* What needs to be done *
Repeat the records below exactly, leaving out any pictures.

-- BEGIN Stored records --

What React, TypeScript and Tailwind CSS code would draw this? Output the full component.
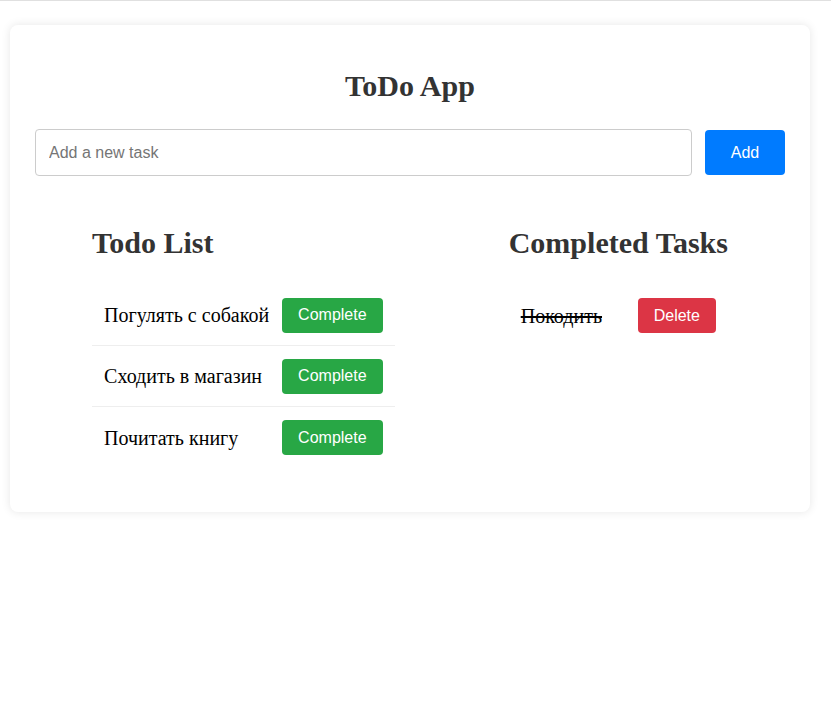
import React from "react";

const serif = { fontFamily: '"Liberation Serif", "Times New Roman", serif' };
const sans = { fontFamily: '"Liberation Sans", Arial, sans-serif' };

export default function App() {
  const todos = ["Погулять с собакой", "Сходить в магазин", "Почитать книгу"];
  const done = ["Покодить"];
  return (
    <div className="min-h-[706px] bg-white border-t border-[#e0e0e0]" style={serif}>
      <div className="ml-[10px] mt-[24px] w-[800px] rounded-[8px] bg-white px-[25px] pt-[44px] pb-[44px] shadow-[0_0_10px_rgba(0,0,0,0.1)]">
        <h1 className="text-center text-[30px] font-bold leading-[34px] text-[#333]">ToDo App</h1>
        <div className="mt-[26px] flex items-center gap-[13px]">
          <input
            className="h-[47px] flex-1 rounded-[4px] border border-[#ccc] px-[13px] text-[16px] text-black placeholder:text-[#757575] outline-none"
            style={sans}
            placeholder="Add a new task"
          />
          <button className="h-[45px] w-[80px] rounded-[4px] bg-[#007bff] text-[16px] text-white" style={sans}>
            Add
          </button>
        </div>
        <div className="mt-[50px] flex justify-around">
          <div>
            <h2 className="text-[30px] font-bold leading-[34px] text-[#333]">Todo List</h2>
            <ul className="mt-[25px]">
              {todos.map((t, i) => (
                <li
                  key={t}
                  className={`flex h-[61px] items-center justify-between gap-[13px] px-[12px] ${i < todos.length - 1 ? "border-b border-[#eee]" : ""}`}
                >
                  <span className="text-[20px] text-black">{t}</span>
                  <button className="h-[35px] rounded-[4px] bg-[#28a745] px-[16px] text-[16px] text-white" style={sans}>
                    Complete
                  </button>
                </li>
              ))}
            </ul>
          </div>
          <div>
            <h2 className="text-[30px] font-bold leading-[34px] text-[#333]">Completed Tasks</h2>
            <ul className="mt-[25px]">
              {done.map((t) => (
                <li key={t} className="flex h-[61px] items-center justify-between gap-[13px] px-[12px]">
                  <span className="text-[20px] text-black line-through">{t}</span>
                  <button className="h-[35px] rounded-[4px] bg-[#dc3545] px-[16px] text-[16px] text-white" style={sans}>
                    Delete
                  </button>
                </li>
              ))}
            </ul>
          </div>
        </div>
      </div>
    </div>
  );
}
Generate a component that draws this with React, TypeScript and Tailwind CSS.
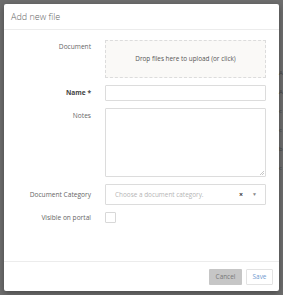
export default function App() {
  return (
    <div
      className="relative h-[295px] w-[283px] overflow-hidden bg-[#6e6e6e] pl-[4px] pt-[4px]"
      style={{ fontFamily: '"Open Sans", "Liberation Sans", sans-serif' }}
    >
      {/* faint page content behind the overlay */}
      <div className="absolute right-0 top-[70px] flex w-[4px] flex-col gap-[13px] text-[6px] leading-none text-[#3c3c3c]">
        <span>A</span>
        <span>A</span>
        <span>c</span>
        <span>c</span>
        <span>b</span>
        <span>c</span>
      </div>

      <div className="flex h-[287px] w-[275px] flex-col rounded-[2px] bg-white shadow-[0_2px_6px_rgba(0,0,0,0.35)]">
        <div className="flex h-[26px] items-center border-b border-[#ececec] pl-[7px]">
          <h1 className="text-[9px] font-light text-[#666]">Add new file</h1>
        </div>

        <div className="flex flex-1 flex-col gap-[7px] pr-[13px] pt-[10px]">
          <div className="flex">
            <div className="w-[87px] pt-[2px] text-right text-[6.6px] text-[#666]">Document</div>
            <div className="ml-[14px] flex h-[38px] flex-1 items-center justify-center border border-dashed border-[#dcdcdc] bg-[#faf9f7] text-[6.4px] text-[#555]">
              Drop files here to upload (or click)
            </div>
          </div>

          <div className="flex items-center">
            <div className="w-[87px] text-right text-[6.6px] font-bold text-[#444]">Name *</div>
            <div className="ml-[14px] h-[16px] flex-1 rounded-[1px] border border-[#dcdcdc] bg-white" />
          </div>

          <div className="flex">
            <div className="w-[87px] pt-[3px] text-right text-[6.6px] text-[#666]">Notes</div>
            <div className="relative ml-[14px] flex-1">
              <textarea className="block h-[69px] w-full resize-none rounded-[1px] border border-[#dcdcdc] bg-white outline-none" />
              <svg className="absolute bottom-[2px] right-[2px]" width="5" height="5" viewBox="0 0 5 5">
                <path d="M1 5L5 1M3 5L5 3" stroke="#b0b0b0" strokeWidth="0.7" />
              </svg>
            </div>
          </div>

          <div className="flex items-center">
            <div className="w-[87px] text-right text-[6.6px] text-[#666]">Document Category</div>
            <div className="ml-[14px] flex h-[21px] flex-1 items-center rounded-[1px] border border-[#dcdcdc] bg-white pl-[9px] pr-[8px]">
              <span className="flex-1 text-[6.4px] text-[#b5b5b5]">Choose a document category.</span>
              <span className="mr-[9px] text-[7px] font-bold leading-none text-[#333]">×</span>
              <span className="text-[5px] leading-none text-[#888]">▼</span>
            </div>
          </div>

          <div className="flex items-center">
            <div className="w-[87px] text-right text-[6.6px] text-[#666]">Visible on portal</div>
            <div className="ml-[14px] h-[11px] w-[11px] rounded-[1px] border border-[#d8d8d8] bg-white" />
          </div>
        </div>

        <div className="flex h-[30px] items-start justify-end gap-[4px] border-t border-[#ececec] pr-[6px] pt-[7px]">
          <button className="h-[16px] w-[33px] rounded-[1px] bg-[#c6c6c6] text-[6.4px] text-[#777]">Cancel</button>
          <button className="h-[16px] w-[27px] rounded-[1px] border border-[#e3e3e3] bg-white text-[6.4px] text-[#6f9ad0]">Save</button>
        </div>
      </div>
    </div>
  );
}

-- END Stored records --

* The answer *
What React, TypeScript and Tailwind CSS code would draw this? Output the full component.
import React from "react";

const serif = { fontFamily: '"Liberation Serif", "Times New Roman", serif' };
const sans = { fontFamily: '"Liberation Sans", Arial, sans-serif' };

export default function App() {
  const todos = ["Погулять с собакой", "Сходить в магазин", "Почитать книгу"];
  const done = ["Покодить"];
  return (
    <div className="min-h-[706px] bg-white border-t border-[#e0e0e0]" style={serif}>
      <div className="ml-[10px] mt-[24px] w-[800px] rounded-[8px] bg-white px-[25px] pt-[44px] pb-[44px] shadow-[0_0_10px_rgba(0,0,0,0.1)]">
        <h1 className="text-center text-[30px] font-bold leading-[34px] text-[#333]">ToDo App</h1>
        <div className="mt-[26px] flex items-center gap-[13px]">
          <input
            className="h-[47px] flex-1 rounded-[4px] border border-[#ccc] px-[13px] text-[16px] text-black placeholder:text-[#757575] outline-none"
            style={sans}
            placeholder="Add a new task"
          />
          <button className="h-[45px] w-[80px] rounded-[4px] bg-[#007bff] text-[16px] text-white" style={sans}>
            Add
          </button>
        </div>
        <div className="mt-[50px] flex justify-around">
          <div>
            <h2 className="text-[30px] font-bold leading-[34px] text-[#333]">Todo List</h2>
            <ul className="mt-[25px]">
              {todos.map((t, i) => (
                <li
                  key={t}
                  className={`flex h-[61px] items-center justify-between gap-[13px] px-[12px] ${i < todos.length - 1 ? "border-b border-[#eee]" : ""}`}
                >
                  <span className="text-[20px] text-black">{t}</span>
                  <button className="h-[35px] rounded-[4px] bg-[#28a745] px-[16px] text-[16px] text-white" style={sans}>
                    Complete
                  </button>
                </li>
              ))}
            </ul>
          </div>
          <div>
            <h2 className="text-[30px] font-bold leading-[34px] text-[#333]">Completed Tasks</h2>
            <ul className="mt-[25px]">
              {done.map((t) => (
                <li key={t} className="flex h-[61px] items-center justify-between gap-[13px] px-[12px]">
                  <span className="text-[20px] text-black line-through">{t}</span>
                  <button className="h-[35px] rounded-[4px] bg-[#dc3545] px-[16px] text-[16px] text-white" style={sans}>
                    Delete
                  </button>
                </li>
              ))}
            </ul>
          </div>
        </div>
      </div>
    </div>
  );
}
Generate a component that draws this with React, TypeScript and Tailwind CSS.
export default function App() {
  return (
    <div
      className="relative h-[295px] w-[283px] overflow-hidden bg-[#6e6e6e] pl-[4px] pt-[4px]"
      style={{ fontFamily: '"Open Sans", "Liberation Sans", sans-serif' }}
    >
      {/* faint page content behind the overlay */}
      <div className="absolute right-0 top-[70px] flex w-[4px] flex-col gap-[13px] text-[6px] leading-none text-[#3c3c3c]">
        <span>A</span>
        <span>A</span>
        <span>c</span>
        <span>c</span>
        <span>b</span>
        <span>c</span>
      </div>

      <div className="flex h-[287px] w-[275px] flex-col rounded-[2px] bg-white shadow-[0_2px_6px_rgba(0,0,0,0.35)]">
        <div className="flex h-[26px] items-center border-b border-[#ececec] pl-[7px]">
          <h1 className="text-[9px] font-light text-[#666]">Add new file</h1>
        </div>

        <div className="flex flex-1 flex-col gap-[7px] pr-[13px] pt-[10px]">
          <div className="flex">
            <div className="w-[87px] pt-[2px] text-right text-[6.6px] text-[#666]">Document</div>
            <div className="ml-[14px] flex h-[38px] flex-1 items-center justify-center border border-dashed border-[#dcdcdc] bg-[#faf9f7] text-[6.4px] text-[#555]">
              Drop files here to upload (or click)
            </div>
          </div>

          <div className="flex items-center">
            <div className="w-[87px] text-right text-[6.6px] font-bold text-[#444]">Name *</div>
            <div className="ml-[14px] h-[16px] flex-1 rounded-[1px] border border-[#dcdcdc] bg-white" />
          </div>

          <div className="flex">
            <div className="w-[87px] pt-[3px] text-right text-[6.6px] text-[#666]">Notes</div>
            <div className="relative ml-[14px] flex-1">
              <textarea className="block h-[69px] w-full resize-none rounded-[1px] border border-[#dcdcdc] bg-white outline-none" />
              <svg className="absolute bottom-[2px] right-[2px]" width="5" height="5" viewBox="0 0 5 5">
                <path d="M1 5L5 1M3 5L5 3" stroke="#b0b0b0" strokeWidth="0.7" />
              </svg>
            </div>
          </div>

          <div className="flex items-center">
            <div className="w-[87px] text-right text-[6.6px] text-[#666]">Document Category</div>
            <div className="ml-[14px] flex h-[21px] flex-1 items-center rounded-[1px] border border-[#dcdcdc] bg-white pl-[9px] pr-[8px]">
              <span className="flex-1 text-[6.4px] text-[#b5b5b5]">Choose a document category.</span>
              <span className="mr-[9px] text-[7px] font-bold leading-none text-[#333]">×</span>
              <span className="text-[5px] leading-none text-[#888]">▼</span>
            </div>
          </div>

          <div className="flex items-center">
            <div className="w-[87px] text-right text-[6.6px] text-[#666]">Visible on portal</div>
            <div className="ml-[14px] h-[11px] w-[11px] rounded-[1px] border border-[#d8d8d8] bg-white" />
          </div>
        </div>

        <div className="flex h-[30px] items-start justify-end gap-[4px] border-t border-[#ececec] pr-[6px] pt-[7px]">
          <button className="h-[16px] w-[33px] rounded-[1px] bg-[#c6c6c6] text-[6.4px] text-[#777]">Cancel</button>
          <button className="h-[16px] w-[27px] rounded-[1px] border border-[#e3e3e3] bg-white text-[6.4px] text-[#6f9ad0]">Save</button>
        </div>
      </div>
    </div>
  );
}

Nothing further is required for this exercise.